I know, I know. That's too derivative. The public would never buy it. Remember the last remake of "The Odd Couple"?

Neither do I.

I contacted David Hollander in Hollywood for help. The Mt. Lebanon native created "The Guardian," the CBS drama set in Pittsburgh. (It starred that guy who's now "The Mentalist.")

Coincidentally, Mr. Hollander just finished writing a prison pilot. He loved this premise.

"Just the idea of a minimum-security prison is funny," he said, but he wouldn't make the two felonious speakers the stars.

"You need to make the show about the people who live next door. [Perzel and DeWeese] are the Ropers to your 'Three's Company.' They're more Michael Richards than Seinfeld. You never want them to come over."

Another possibility is a "Love Boat" sort of show with different guest stars, such as Rod Blagojevich, one of a couple of former Illinois governors now doing time in federal prison.

But whatever show we do, it will need a theme song.

I'm flashing on that one from "The Patty Duke Show." Maybe that's because, for all these two former speakers have in common, they have radically different backgrounds.

DeWeese is a loquacious, glad-handing Marine from Greene County. Perzel, a Philadelphian, started his working life in a deli before becoming a maitre d' in a fancy Philly restaurant, going straight from there to the statehouse.

Meet Johnny, who's served most everywhere

From table side to Speaker's chair

But Billy's just an average Joe

With lofty quotes from Cicero

What a crazy pair!

They were speakers

State capitol speakers all the way

One pair of matching felons

Different as night and day

Where Johnny adores a good cheese steak,

Computer schemes (That's Bonusgate)

Our Billy loves the land of coal

Pierogies make him lose control

What a wild duet!

Now they're felons

Bipartisan convicts and you'll find

They laugh alike, they walk alike

At times they even plea alike

You can lose your mind

When speakers are two of a kind.

My only fear is that Hollywood won't buy the premise.
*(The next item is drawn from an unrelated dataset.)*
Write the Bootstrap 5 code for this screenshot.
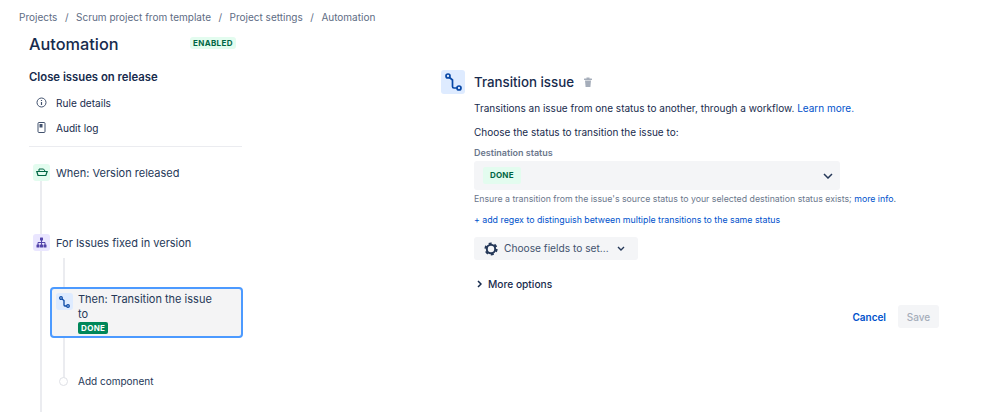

An uncle who's a Martian, an alien puppet, a show about nothing -- those premises America was able to buy. But one state managing to produce two House speakers from different parties who agree to share the same cell?

That's pretty far out there though we, the people of Pennsylvania, barely bat an eye.

DeWeese, a likable fellow who may not agree to his guilt but is able to accept his comeuppance with grace and humor, wrote me last June 23 and concluded, "There is no limit to the startling events that can transpire within a year, and I can hardly wait to see them myself."

He thought he'd be found not guilty. Instead he landed a cellmate from across the political aisle.

Make of that what you will, but it already sounds better than "Mr. Belvedere."